Laure Mériaud : Nous, les jeunes associés, nous sommes tous issus de 2/3/4/. Nous avons cette « formation » commune. Nous n’avons pas fait d’études ensemble. Nous avons des profils assez différents. Et nous nous sommes trouvés à travers l’entreprise. Nous avons eu envie de nous inscrire dans la transmission, dans la continuité et de reprendre l’agence.

OA : Le terme « entreprise » est aussi essentiel.

LM : En plus des quatre nouveaux architectes associés, dont il était question dans le numéro 83 d’Archistorm en 2017 : Arnaud Devillers, moi-même – Laure Mériaud -, Eric Puzenat et Franck Tillequin ; il y a trois nouveaux associés aux profils différents : un urbaniste-paysagiste, Florian Luneau, une architecte en charge du développement, Anne-Laure Lucas-Grandsir, et une architecte, Anne Rouzée.

Ainsi, parmi les sept nouveaux associés, nous sommes trois femmes. Nous sommes tous les sept pleinement associés, et en responsabilité.

OA : Je pense que nous sommes la première entreprise de France, en architecture, dans laquelle les six associés fondateurs ont cédé la majorité de leurs parts, avant l’âge du départ à la retraite. Et je le revendique haut et fort, tous les jours, parce que c’est ça l’avenir des architectes.

 

LM : Évidemment nous venons d’arriver. Mais nous pensons déjà à la question de pouvoir transmettre aussi.

OA : Il faut souligner une chose importante : cette transmission est très longue. Cela représente a minima dix ans, c’est aussi la mémoire d’entreprise. C’est aussi le temps pour les associés fondateurs de s’assurer que la relève est la bonne. Nous avons réussi de manière assez magistrale, car les sept nouveaux associés se sont cooptés eux-mêmes. 

FL : Il s’agissait d’un groupe de jeunes associés qui se retrouvaient sur le partage des valeurs de 2/3/4/, sur une ambition d’entreprise. Cela rejoint la question philosophique, notamment la question du temps. Parce que je pense que nous avons pour dessein des matières, qui travaillent beaucoup avec le temps.

LM : Sans transparence, il n’y a pas de possibilité de rachat, cela part de là.

Les questions s’enchaînent.

ACD : Y-a-t-il une méthodologie d’agence ? Quelle place est laissée à l’outil ? Comment s’articulent les équipes ? Y-a-t-il des spécificités programmatiques ? Comment jongler avec le changement d’échelles (de l’urbanisme à l’intérieur en passant par l’architecture) et le changement de « matières » (construction-paysage) ? Parle-t-on d’« agilité » ?

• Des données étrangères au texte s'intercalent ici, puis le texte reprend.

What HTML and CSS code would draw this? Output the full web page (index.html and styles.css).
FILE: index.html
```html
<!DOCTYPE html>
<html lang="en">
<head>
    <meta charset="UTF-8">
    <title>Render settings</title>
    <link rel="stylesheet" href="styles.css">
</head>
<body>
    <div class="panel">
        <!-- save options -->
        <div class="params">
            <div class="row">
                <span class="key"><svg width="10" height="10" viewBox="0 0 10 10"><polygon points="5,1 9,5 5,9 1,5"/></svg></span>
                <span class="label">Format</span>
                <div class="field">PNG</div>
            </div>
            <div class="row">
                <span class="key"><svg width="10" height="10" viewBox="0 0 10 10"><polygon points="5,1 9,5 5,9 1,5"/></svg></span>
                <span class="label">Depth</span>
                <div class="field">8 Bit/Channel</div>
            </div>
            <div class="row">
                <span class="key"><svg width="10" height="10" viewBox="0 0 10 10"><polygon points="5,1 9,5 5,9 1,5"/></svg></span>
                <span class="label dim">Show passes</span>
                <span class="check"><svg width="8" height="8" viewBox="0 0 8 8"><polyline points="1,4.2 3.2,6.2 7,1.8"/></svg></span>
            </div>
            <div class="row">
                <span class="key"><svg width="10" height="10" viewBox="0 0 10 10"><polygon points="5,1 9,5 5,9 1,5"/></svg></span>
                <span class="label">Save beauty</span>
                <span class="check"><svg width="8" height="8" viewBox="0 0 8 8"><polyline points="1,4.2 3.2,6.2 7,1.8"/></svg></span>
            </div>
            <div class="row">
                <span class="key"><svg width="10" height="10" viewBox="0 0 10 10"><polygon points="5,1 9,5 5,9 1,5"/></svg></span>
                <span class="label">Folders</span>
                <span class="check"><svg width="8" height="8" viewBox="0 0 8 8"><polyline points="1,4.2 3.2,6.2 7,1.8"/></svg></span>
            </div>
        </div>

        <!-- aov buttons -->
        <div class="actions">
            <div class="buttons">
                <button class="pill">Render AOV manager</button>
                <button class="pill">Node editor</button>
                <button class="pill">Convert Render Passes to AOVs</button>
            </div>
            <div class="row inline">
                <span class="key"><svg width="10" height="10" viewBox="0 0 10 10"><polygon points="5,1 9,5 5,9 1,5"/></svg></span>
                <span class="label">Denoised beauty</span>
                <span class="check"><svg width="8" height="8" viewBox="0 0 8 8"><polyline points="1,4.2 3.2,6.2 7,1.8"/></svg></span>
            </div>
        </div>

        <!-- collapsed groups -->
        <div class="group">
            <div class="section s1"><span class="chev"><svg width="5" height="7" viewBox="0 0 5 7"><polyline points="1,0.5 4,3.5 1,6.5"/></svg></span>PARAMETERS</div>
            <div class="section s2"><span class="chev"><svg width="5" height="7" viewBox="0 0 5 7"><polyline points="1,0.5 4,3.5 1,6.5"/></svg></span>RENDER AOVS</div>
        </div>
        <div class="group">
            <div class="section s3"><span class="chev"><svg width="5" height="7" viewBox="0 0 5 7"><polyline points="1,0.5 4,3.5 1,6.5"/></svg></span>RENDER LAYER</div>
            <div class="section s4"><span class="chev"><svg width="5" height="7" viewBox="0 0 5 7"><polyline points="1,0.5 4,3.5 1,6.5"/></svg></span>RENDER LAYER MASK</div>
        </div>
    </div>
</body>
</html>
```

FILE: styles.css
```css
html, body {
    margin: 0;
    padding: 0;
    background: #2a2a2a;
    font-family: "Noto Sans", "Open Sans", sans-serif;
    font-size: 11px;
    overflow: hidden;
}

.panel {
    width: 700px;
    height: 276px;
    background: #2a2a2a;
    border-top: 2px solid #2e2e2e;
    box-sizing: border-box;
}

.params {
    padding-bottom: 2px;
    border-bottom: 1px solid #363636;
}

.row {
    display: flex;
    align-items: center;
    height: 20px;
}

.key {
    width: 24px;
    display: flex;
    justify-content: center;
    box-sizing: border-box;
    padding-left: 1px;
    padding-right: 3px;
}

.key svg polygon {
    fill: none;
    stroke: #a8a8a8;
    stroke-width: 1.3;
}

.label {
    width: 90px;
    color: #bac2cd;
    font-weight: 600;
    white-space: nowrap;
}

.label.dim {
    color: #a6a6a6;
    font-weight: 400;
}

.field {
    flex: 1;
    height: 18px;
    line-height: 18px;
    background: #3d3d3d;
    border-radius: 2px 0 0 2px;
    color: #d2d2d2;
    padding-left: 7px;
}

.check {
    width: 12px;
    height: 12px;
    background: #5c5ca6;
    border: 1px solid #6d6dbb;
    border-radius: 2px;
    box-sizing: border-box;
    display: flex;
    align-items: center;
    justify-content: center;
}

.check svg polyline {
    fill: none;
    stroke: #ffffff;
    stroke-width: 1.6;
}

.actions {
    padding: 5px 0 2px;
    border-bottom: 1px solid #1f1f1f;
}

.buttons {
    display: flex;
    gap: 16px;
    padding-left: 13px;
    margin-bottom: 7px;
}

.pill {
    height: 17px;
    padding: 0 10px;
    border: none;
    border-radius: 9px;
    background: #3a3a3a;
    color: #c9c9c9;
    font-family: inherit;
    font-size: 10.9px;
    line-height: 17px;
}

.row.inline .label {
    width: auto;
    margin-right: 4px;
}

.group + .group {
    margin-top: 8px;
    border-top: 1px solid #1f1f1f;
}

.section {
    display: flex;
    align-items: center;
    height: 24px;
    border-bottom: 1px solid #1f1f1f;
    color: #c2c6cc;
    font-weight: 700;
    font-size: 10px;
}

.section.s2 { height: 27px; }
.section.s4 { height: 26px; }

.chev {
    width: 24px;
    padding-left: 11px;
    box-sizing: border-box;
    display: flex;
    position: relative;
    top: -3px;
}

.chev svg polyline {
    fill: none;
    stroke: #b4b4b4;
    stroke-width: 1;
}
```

De manière agile justement, les réponses se succèdent et s’imbriquent les unes dans les autres.

LM : Comprendre le contexte est très important. Il représente la première matière, à partir de laquelle nous créons un projet. Mais aussi, prendre de la distance et dépasser les contraintes. Ainsi, nous rendons le projet plus fort. Nous sommes forcés à rentrer dans une « essence », une simplicité, et d’énoncer quelques fondamentaux, que l’on doit tenir pendant que le projet avance, que ce soit juste de façon spatiale ou au sujet des matériaux, au gré des différentes conjonctures complexes. Aujourd’hui, vous nous interrogez sur la question de l’agilité, à un moment où cette question-là est très contemporaine. Je pense qu’elle a été portée par tous les associés de l’agence, et par tous nos projets depuis longtemps.

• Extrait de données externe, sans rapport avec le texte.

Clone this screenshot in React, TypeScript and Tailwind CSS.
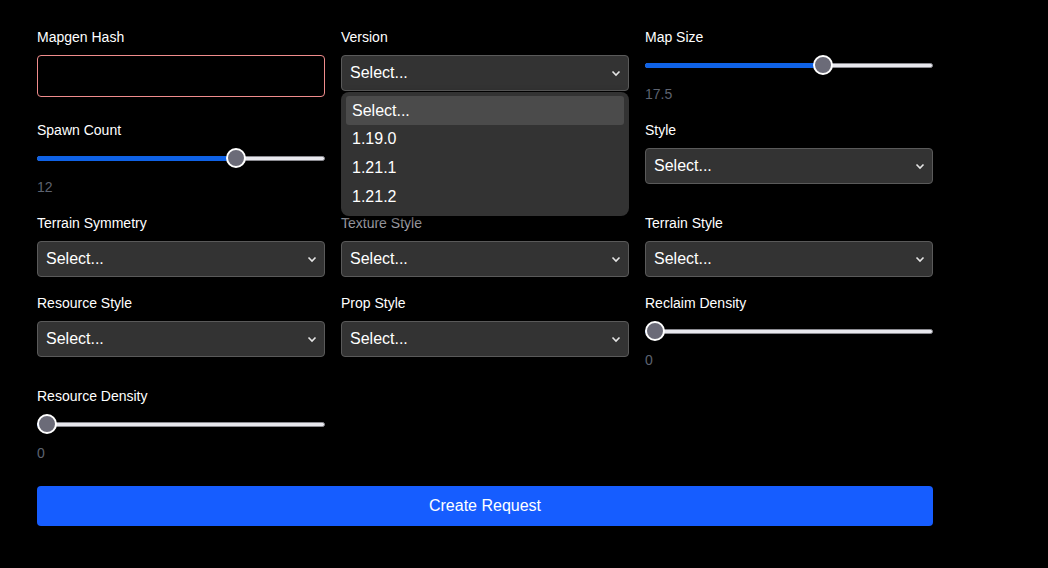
import React from "react";

const font = { fontFamily: '"Liberation Sans", Arial, sans-serif' };

function Label({ children, dim }: { children: React.ReactNode; dim?: boolean }) {
  return (
    <div className={`h-5 text-[14px] leading-5 ${dim ? "text-[#a9a9b0]" : "text-white"}`}>{children}</div>
  );
}

function Chevron() {
  return (
    <svg width="10" height="7" viewBox="0 0 10 7" className="shrink-0">
      <path d="M1.5 1.5 L5 5 L8.5 1.5" fill="none" stroke="#e5e5e5" strokeWidth="1.6" />
    </svg>
  );
}

function SelectBox() {
  return (
    <div className="mt-2 flex h-9 items-center justify-between rounded-[4px] border border-[#5a5a5a] bg-[#333333] pl-2 pr-[7px] text-[16px] text-white">
      <span>Select...</span>
      <Chevron />
    </div>
  );
}

function Slider({ pct, value }: { pct: number; value: string }) {
  return (
    <div>
      <div className="relative mt-2 h-5">
        <div className="absolute left-0 right-0 top-[8px] h-[5px] rounded-full border border-[#8a8a90] bg-[#e8e8ee]" />
        <div
          className="absolute left-0 top-[8px] h-[5px] rounded-full bg-[#0f62e6]"
          style={{ width: `calc(9px + (100% - 18px) * ${pct})` }}
        />
        <div
          className="absolute top-[0px] h-[20px] w-[20px] rounded-full border-2 border-white bg-[#6b6b78]"
          style={{ left: `calc((100% - 20px) * ${pct})` }}
        />
      </div>
      <div className="mt-[9px] h-5 text-[14px] leading-5 text-[#5d6370]">{value}</div>
    </div>
  );
}

function Field({ label, children, dim }: { label: string; children: React.ReactNode; dim?: boolean }) {
  return (
    <div className="flex flex-col">
      <Label dim={dim}>{label}</Label>
      {children}
    </div>
  );
}

export default function App() {
  return (
    <div className="min-h-[568px] w-full bg-black pl-[37px] pt-[27px]" style={font}>
      <div className="w-[896px]">
        <div className="grid grid-cols-3 items-start gap-x-4 gap-y-4">
          <Field label="Mapgen Hash">
            <div className="mt-2 h-[42px] rounded-[4px] border border-[#f08c8c] bg-black" />
          </Field>
          <div className="relative">
            <Field label="Version">
              <SelectBox />
            </Field>
            <div className="absolute left-0 right-0 top-[65px] z-10 rounded-[8px] bg-[#333333] px-[5px] pb-[5px] pt-[4px] text-[16px] text-white shadow-[0_4px_10px_rgba(0,0,0,0.6)]">
              <div className="flex h-[29px] items-center rounded-[3px] bg-[#4b4b4b] px-[6px]">Select...</div>
              <div className="flex h-[28.5px] items-center px-[6px]">1.19.0</div>
              <div className="flex h-[28.5px] items-center px-[6px]">1.21.1</div>
              <div className="flex h-[29px] items-center px-[6px]">1.21.2</div>
            </div>
          </div>
          <Field label="Map Size">
            <Slider pct={0.626} value="17.5" />
          </Field>

          <Field label="Spawn Count">
            <Slider pct={0.707} value="12" />
          </Field>
          <Field label="">
            <Slider pct={0.3} value="" />
          </Field>
          <Field label="Style">
            <SelectBox />
          </Field>

          <Field label="Terrain Symmetry">
            <SelectBox />
          </Field>
          <Field label="Texture Style" dim>
            <SelectBox />
          </Field>
          <Field label="Terrain Style">
            <SelectBox />
          </Field>

          <Field label="Resource Style">
            <SelectBox />
          </Field>
          <Field label="Prop Style">
            <SelectBox />
          </Field>
          <Field label="Reclaim Density">
            <Slider pct={0} value="0" />
          </Field>

          <Field label="Resource Density">
            <Slider pct={0} value="0" />
          </Field>
        </div>
        <button className="mt-[23px] flex h-10 w-full items-center justify-center rounded-[4px] bg-[#165dff] text-[16px] text-white">
          Create Request
        </button>
      </div>
    </div>
  );
}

OA : Il existe une expression qui qualifie cela, c’est le parti architectural. Je ne l’aime pas beaucoup. Nous, nous avons été formés à l’hypothèse. « C’est quoi ton hypothèse ? » interrogeait Henri Ciriani. L’hypothèse est le fil conducteur du projet, le seul moyen de donner une colonne vertébrale au milieu d’un jeu de pistes. Nos jeunes collaborateurs ont vu l’intérêt et la force qu’il y avait à tenir ce fil conducteur jusqu’au bout du projet. Avoir un argumentaire, ce mot m’obsède depuis 35 ans. Comment justifie-t-on un certain travail ? Nous essayons de communiquer notre travail avec la rigueur, avec des mots simples, que peut comprendre n’importe quel conseil municipal ou conseil syndical. C’est très important de convaincre les gens qui ne connaissent pas notre discipline. Il faut être assez pertinent pour faire passer certaines idées, qui sont peut-être difficiles à comprendre.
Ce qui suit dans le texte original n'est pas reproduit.